Un concentrato di storia e genuina semplicità.
Puntuali come ogni anno, durante la Quaresima e in particolare il Venerdì Santo, i fornai di Gandino sfornano la «cruca», una sorta di panettone povero e basso che affonderebbe le proprie origini addirittura al Cinquecento. «È una vivanda – scriveva Antonio Tiraboschi nel 1873 – fatta con farina di frumento, zucchero, uva candiotta e altre droghe, cotta nell’olio». Ingredienti legati al giorno di magro ma anche, come conferma uno studio di Silvia Tropea Montagnosi, alle contaminazioni gastronomiche favorite nei secoli dai commercianti di pannilana.
Esemplari in questo senso l’uso di cannella (segno della Mittel Europa) ed uva di Candia, che arrivava da Creta a Venezia, dove i gandinesi avevano fiorenti contatti. Oggi la Cruca è prodotta da quattro panifici: Il Fornaio dei fratelli Imberti, F.lli Picinali, F.lli Persico e La Spiga d’Oro di Paolo Anesa, che mantengono viva una tradizione apprezzata anche dai turisti. I gandinesi hanno un ricordo particolare delle «cruche» preparate sino agli anni ’60 da Angelo e Pietro Motta, due fratelli che gestivano forni in contrada Cerioli e sul sagrato della Basilica.

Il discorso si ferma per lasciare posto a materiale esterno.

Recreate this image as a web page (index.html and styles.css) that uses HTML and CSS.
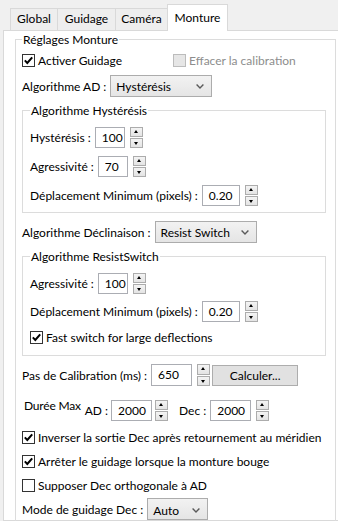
FILE: index.html
```html
<!DOCTYPE html>
<html lang="fr">
<head>
    <meta charset="UTF-8">
    <meta name="viewport" content="width=device-width, initial-scale=1.0">
    <title>Monture</title>
    <link rel="stylesheet" href="styles.css">
</head>
<body>
    <div class="tabs">
        <div class="tab t-global">Global</div>
        <div class="tab t-guidage">Guidage</div>
        <div class="tab t-camera">Caméra</div>
        <div class="tab t-monture active">Monture</div>
    </div>

    <div class="page">
        <fieldset class="group main">
            <legend>Réglages Monture</legend>

            <div class="row r-first">
                <label class="check first-col"><span class="box"><svg width="11" height="11" viewBox="0 0 11 11"><path d="M1.8 5.4 L4.3 8 L9.2 2.3" /></svg></span>Activer Guidage</label>
                <label class="check disabled"><span class="box"></span>Effacer la calibration</label>
            </div>

            <div class="row r-select">
                <span class="lbl">Algorithme AD :</span>
                <span class="select sel-wide">Hystérésis<svg class="chev" width="8" height="5" viewBox="0 0 8 5"><polyline points="0.6,0.6 4,4 7.4,0.6" /></svg></span>
            </div>

            <fieldset class="group sub">
                <legend>Algorithme Hystérésis</legend>
                <div class="row r-spin">
                    <span class="lbl">Hystérésis :</span>
                    <span class="value num-s">100</span>
                    <span class="arrows"><span class="up"></span><span class="down"></span></span>
                </div>
                <div class="row r-spin">
                    <span class="lbl">Agressivité :</span>
                    <span class="value num-s">70</span>
                    <span class="arrows"><span class="up"></span><span class="down"></span></span>
                </div>
                <div class="row r-spin">
                    <span class="lbl">Déplacement Minimum (pixels) :</span>
                    <span class="value num-m">0.20</span>
                    <span class="arrows"><span class="up"></span><span class="down"></span></span>
                </div>
            </fieldset>

            <div class="row r-decl">
                <span class="lbl">Algorithme Déclinaison :</span>
                <span class="select sel-wide">Resist Switch<svg class="chev" width="8" height="5" viewBox="0 0 8 5"><polyline points="0.6,0.6 4,4 7.4,0.6" /></svg></span>
            </div>

            <fieldset class="group sub second">
                <legend>Algorithme ResistSwitch</legend>
                <div class="row r-spin">
                    <span class="lbl">Agressivité :</span>
                    <span class="value num-s">100</span>
                    <span class="arrows"><span class="up"></span><span class="down"></span></span>
                </div>
                <div class="row r-spin r-close">
                    <span class="lbl">Déplacement Minimum (pixels) :</span>
                    <span class="value num-m">0.20</span>
                    <span class="arrows"><span class="up"></span><span class="down"></span></span>
                </div>
                <div class="row r-check">
                    <label class="check"><span class="box"><svg width="11" height="11" viewBox="0 0 11 11"><path d="M1.8 5.4 L4.3 8 L9.2 2.3" /></svg></span>Fast switch for large deflections</label>
                </div>
            </fieldset>

            <div class="row r-calib">
                <span class="lbl">Pas de Calibration (ms) :</span>
                <span class="value num-l tall">650</span>
                <span class="arrows tall"><span class="up"></span><span class="down"></span></span>
                <span class="button">Calculer...</span>
            </div>

            <div class="row r-duree">
                <span class="lbl duree">Durée Max</span>
                <span class="lbl ad">AD :</span>
                <span class="value num-l">2000</span>
                <span class="arrows near"><span class="up"></span><span class="down"></span></span>
                <span class="lbl dec">Dec :</span>
                <span class="value num-l">2000</span>
                <span class="arrows"><span class="up"></span><span class="down"></span></span>
            </div>

            <div class="row r-opt">
                <label class="check"><span class="box"><svg width="11" height="11" viewBox="0 0 11 11"><path d="M1.8 5.4 L4.3 8 L9.2 2.3" /></svg></span>Inverser la sortie Dec après retournement au méridien</label>
            </div>
            <div class="row r-opt">
                <label class="check"><span class="box"><svg width="11" height="11" viewBox="0 0 11 11"><path d="M1.8 5.4 L4.3 8 L9.2 2.3" /></svg></span>Arrêter le guidage lorsque la monture bouge</label>
            </div>
            <div class="row r-opt">
                <label class="check"><span class="box"></span>Supposer Dec orthogonale à AD</label>
            </div>

            <div class="row r-mode">
                <span class="lbl">Mode de guidage Dec :</span>
                <span class="select sel-small">Auto<svg class="chev" width="8" height="5" viewBox="0 0 8 5"><polyline points="0.6,0.6 4,4 7.4,0.6" /></svg></span>
            </div>
        </fieldset>
    </div>
</body>
</html>
```

FILE: styles.css
```css
* {
    box-sizing: border-box;
}
body {
    margin: 0;
    width: 338px;
    height: 521px;
    overflow: hidden;
    background-color: #f0f0f0;
    font-family: Lato, "Liberation Sans", sans-serif;
    font-size: 12px;
    color: #000;
}

/* onglets */
.tabs {
    display: flex;
    align-items: flex-end;
    height: 30px;
    padding-left: 10px;
    position: relative;
    z-index: 1;
}
.tab {
    height: 22px;
    line-height: 19px;
    margin-right: -1px;
    border: 1px solid #d9d9d9;
    border-bottom: none;
    background-color: #eeeeee;
    text-align: center;
}
.tab.active {
    height: 27px;
    margin-bottom: -1px;
    padding-top: 3px;
    background-color: #fff;
}
.t-global { width: 48px; }
.t-guidage { width: 59px; }
.t-camera { width: 53px; }
.t-monture { width: 61px; }

.page {
    width: 345px;
    height: 491px;
    margin-left: 3px;
    border: 1px solid #d9d9d9;
    background-color: #fff;
    padding-top: 1px;
}

/* boites de groupe */
.group {
    margin: 0;
    border: 1px solid #dcdcdc;
    min-width: 0;
}
.group legend {
    padding: 0 1px;
    line-height: 15px;
}
.main {
    width: 321px;
    margin-left: 11px;
    padding: 0 9px 0 6px;
    height: 500px;
}
.sub {
    margin-top: 6px;
    padding: 0 6px 6px 7px;
}
.sub.second {
    padding-bottom: 10px;
}

/* lignes */
.row {
    display: flex;
    align-items: center;
}
.r-first { margin-top: 5px; height: 16px; }
.r-select { margin-top: 7px; }
.r-spin { margin-top: 8px; }
.r-spin:first-of-type { margin-top: 9px; }
.r-close { margin-top: 7px; }
.r-check { margin-top: 7px; height: 16px; }
.r-decl { margin-top: 8px; }
.r-calib { margin-top: 8px; }
.r-duree { margin-top: 14px; }
.r-opt { margin-top: 8px; height: 16px; }
.r-mode { margin-top: 5px; }

.lbl {
    margin-right: 4px;
    white-space: nowrap;
}
.duree {
    margin-left: 2px;
    margin-right: 4px;
    letter-spacing: -0.2px;
    align-self: flex-start;
    margin-top: -2px;
}
.ad {
    margin-right: 3px;
}
.dec {
    margin-left: 11px;
}

/* cases a cocher */
.check {
    display: flex;
    align-items: center;
    white-space: nowrap;
}
.first-col {
    width: 151px;
}
.box {
    display: inline-flex;
    align-items: center;
    justify-content: center;
    width: 13px;
    height: 13px;
    margin-right: 3px;
    border: 1px solid #333;
    background-color: #fff;
}
.box path {
    fill: none;
    stroke: #000;
    stroke-width: 2;
}
.check.disabled {
    color: #8d8d8d;
}
.check.disabled .box {
    border-color: #bcbcbc;
    background-color: #e6e6e6;
}

/* listes deroulantes */
.select {
    display: flex;
    align-items: center;
    justify-content: space-between;
    height: 22px;
    padding: 0 7px 0 5px;
    border: 1px solid #acacac;
    background: linear-gradient(#f2f2f2, #e5e5e5);
}
.sel-wide { width: 102px; }
.sel-small {
    width: 61px;
    padding-top: 3px;
}
.chev polyline {
    fill: none;
    stroke: #5a5a5a;
    stroke-width: 1.4;
}

/* champs numeriques */
.value {
    height: 21px;
    line-height: 19px;
    padding-left: 6px;
    border: 1px solid #abadb3;
    background-color: #fff;
}
.value.tall { height: 22px; line-height: 20px; }
.num-s { width: 30px; }
.num-m { width: 38px; }
.num-l { width: 41px; }

.arrows {
    display: flex;
    flex-direction: column;
    gap: 1px;
    margin-left: 5px;
}
.arrows.near { margin-left: 3px; }
.up, .down {
    position: relative;
    width: 13px;
    height: 10px;
    border: 1px solid #acacac;
    background: linear-gradient(#f4f4f4, #e4e4e4);
}
.arrows.tall .up, .arrows.tall .down { height: 10.5px; }
.up::after, .down::after {
    content: "";
    position: absolute;
    left: 3px;
    top: 2px;
    border-left: 2.5px solid transparent;
    border-right: 2.5px solid transparent;
}
.up::after { border-bottom: 3px solid #000; }
.down::after { border-top: 3px solid #000; top: 3px; }

.button {
    width: 86px;
    height: 21px;
    margin-left: 2px;
    line-height: 19px;
    text-align: center;
    border: 1px solid #adadad;
    background-color: #e1e1e1;
}
```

Dalla serata di ieri, al termine della «Messa in cena Domini» è tornato anche il rito delle campane legate, che saranno sostituite da un’altra tradizione tutta gandinese: quella degli «urlatori». Per due giorni Emanuele Bertocchi e Celestino Caccia (entrambi del Gruppo campanari) utilizzeranno l’uno la propria voce possente e l’altro il suono della «tola» (una tavoletta in legno con battenti in ferro opportunamente scossa) per diffondere, in tutta la valle, il richiamo alle funzioni.
Dall’alto dei 73 metri del campanile della basilica, la loro opera ricorda lo stile dei muezzin visti dai gandinesi sui minareti d’Oriente.